North Idea, 2008 £4.00
http://northideashetland.weebly.com/
Guga is the word for young gannets. A note at the back of this pamphlet explains that the poems here are side products of a longer prose work, The Guga Hunters. They’re accompanied by vivid black and white ink sketches by Andrew Morrison, five full-page illustrations to the twenty pages of poems. It’s a nice looking publication, a second artist, Doug Robertson, having contributed the cover drawing. In fact I found the inner artwork so arresting that at times it distracted from the text with images which dominated over those in the poems; but that’s a personal thing and this packaging of art and poetry is likely to appeal to others, including those attracted by the subject matter.
The collection opens with ‘How to Become a Gannet’ and ends with ‘Gannets Seen in Mourning’, but the poems are at least as much about men—and women, including one who turns into a gannet—as they are about the seabirds. But if the birds are just the starting point, it makes for an eclectic and creative mix. In ‘A Fowler’s Bride-to-Be Writes a Love Song to her New Husband’, the bride hopes that when they are bedded down together on fulmar feathers he
… would not possess
the gannet’s savage thrust
but the slow and easy rhythm
of a cormorant
diving for bright and gleaming fish.
Many of the titles are self explanatory, as in ‘The Gannets Observe Daedalus and Icarus’, but the poems feel strong enough to cope with that. Others have religious references as in ‘A Seabird-Hunter Contemplates his Faith’, when he hopes for “belief to be restored to us, its stubborn light to glow”.

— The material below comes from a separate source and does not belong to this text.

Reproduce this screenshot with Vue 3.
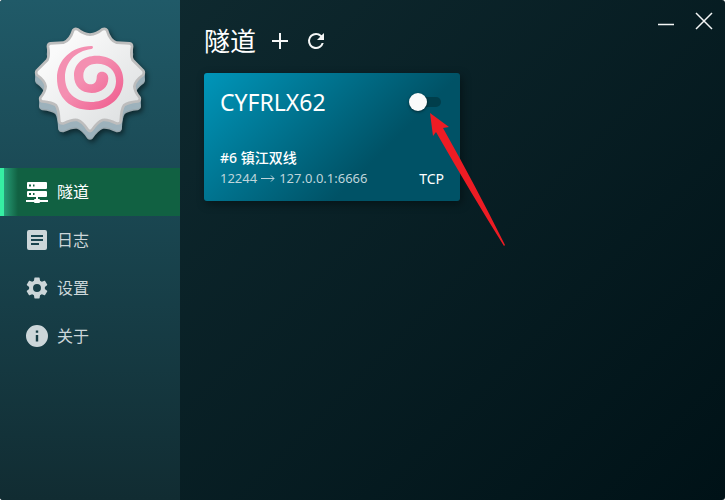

Donald Murray creates some lovely lyrical moments. I did think the odd line could have been edited down, but that’s a small quibble, which should be forgiven, surely, in line with ‘Words for a Dying Gannet’, which ends on this note:
just like the fish forgives the gannet
and we must grant and give
pardon to those who shower a fleet of arrows
thick and fast upon all the days we live.